* Information shown *

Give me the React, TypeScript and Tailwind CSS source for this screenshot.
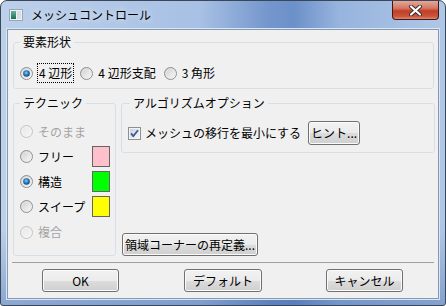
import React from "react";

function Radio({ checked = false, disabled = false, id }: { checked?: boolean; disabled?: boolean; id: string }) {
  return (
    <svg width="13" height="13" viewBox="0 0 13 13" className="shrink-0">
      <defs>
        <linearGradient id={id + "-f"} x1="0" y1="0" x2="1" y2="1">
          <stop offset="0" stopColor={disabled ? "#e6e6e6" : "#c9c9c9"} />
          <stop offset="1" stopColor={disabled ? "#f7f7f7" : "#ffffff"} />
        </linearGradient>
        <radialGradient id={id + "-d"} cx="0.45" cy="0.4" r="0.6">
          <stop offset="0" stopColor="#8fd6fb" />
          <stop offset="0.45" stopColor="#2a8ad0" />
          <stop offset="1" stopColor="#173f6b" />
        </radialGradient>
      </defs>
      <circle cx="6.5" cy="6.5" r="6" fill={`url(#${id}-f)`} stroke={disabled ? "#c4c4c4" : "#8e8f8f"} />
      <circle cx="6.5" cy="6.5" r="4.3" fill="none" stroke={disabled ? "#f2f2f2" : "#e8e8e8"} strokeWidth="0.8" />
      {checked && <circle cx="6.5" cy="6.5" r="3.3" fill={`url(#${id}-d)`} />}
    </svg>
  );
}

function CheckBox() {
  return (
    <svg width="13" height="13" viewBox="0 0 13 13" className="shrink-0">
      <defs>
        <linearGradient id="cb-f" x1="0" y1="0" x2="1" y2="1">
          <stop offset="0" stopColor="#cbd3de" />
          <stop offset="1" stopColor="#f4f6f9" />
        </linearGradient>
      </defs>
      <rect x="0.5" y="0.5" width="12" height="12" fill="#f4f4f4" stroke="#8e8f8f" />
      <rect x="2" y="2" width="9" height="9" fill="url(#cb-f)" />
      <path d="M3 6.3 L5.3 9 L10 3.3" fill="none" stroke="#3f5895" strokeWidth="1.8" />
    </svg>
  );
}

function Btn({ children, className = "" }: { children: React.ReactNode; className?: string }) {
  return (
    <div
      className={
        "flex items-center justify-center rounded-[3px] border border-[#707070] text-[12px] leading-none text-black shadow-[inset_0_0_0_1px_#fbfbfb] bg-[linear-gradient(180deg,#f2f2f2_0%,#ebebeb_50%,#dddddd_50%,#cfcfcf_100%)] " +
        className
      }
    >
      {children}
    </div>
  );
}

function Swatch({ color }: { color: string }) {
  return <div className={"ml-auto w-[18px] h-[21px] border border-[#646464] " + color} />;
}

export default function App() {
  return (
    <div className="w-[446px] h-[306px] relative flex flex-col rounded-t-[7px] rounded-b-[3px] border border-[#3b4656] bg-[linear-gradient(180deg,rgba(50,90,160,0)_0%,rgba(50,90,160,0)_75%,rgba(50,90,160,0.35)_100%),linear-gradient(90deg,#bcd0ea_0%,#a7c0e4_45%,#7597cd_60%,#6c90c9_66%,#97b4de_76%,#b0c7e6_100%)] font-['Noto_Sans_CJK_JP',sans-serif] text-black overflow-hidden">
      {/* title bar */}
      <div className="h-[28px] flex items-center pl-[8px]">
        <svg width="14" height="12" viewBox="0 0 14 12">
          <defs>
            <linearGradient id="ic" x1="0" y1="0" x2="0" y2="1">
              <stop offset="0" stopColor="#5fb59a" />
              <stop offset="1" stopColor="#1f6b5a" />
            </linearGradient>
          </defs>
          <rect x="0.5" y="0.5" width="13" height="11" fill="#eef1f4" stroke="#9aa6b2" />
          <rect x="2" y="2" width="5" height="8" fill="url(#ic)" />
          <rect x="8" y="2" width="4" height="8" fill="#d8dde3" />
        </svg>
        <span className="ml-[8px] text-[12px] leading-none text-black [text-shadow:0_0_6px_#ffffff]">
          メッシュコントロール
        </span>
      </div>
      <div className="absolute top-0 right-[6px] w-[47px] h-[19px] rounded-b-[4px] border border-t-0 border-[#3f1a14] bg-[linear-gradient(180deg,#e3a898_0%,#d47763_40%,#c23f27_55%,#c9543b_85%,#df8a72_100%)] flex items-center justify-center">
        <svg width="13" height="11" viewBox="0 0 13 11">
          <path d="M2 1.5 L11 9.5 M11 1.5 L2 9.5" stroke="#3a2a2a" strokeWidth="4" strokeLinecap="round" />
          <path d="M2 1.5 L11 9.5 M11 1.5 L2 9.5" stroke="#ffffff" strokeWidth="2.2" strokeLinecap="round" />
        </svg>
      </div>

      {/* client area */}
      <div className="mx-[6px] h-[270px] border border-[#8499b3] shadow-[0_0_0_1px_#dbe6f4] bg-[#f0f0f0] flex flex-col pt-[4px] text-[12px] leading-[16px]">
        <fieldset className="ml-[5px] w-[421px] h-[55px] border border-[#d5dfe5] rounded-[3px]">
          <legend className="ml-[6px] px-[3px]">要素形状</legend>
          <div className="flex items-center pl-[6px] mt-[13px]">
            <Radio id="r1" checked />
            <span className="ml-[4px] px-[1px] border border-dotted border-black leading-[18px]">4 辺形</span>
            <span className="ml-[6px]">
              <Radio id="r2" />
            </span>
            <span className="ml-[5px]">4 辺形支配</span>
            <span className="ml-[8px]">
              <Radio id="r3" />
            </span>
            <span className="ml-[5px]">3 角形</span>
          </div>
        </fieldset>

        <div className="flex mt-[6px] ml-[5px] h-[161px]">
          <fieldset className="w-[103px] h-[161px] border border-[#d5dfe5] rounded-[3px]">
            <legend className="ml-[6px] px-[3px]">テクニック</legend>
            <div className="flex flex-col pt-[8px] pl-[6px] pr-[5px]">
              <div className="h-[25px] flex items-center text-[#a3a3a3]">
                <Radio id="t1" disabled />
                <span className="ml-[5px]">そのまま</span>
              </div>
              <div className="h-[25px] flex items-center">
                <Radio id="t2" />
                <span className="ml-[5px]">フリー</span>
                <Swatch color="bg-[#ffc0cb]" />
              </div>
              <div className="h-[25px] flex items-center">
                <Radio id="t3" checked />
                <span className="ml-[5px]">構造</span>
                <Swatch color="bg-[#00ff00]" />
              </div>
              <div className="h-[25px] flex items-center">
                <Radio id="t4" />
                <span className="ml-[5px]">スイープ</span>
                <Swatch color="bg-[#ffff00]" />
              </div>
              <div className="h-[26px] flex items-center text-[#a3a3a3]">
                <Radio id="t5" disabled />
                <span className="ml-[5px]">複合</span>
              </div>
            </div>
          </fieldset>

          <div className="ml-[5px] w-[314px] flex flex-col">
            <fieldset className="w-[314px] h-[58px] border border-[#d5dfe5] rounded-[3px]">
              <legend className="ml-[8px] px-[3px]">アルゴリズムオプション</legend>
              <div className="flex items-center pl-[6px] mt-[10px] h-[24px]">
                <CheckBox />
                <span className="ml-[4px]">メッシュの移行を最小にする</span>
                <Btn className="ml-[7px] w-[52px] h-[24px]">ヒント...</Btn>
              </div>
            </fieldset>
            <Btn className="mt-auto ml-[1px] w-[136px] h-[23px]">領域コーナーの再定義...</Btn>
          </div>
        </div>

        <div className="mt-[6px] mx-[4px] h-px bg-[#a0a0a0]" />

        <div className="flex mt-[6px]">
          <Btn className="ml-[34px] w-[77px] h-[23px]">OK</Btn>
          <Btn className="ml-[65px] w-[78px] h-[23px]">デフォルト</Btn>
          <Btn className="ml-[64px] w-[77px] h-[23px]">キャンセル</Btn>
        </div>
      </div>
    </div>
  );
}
--
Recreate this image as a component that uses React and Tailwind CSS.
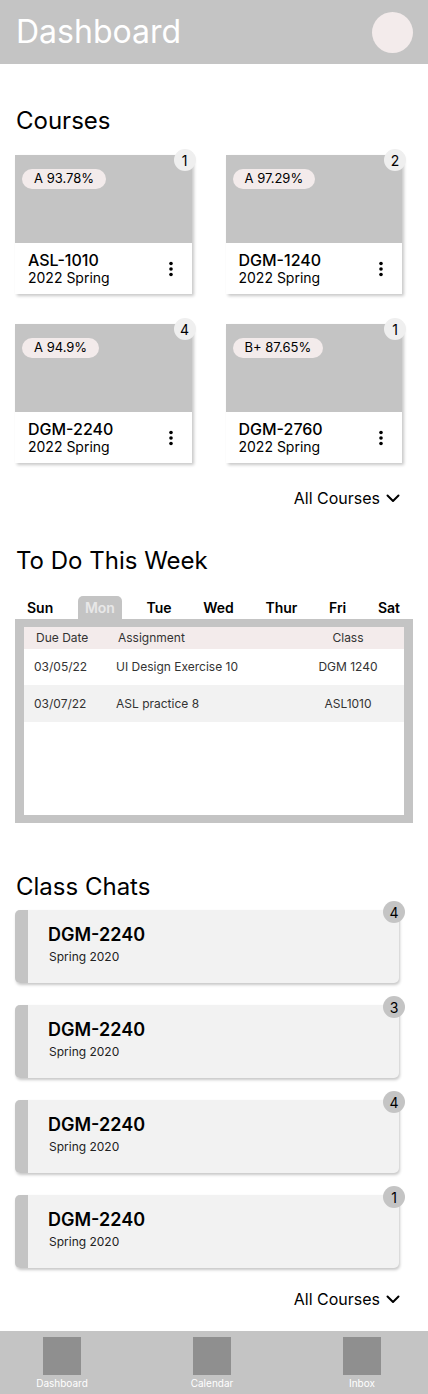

* Prompt *
Isolate the lines above that contain the word "this" and copy them.

* Written reply *
Give me the React, TypeScript and Tailwind CSS source for this screenshot.
Recreate this image as a component that uses React and Tailwind CSS.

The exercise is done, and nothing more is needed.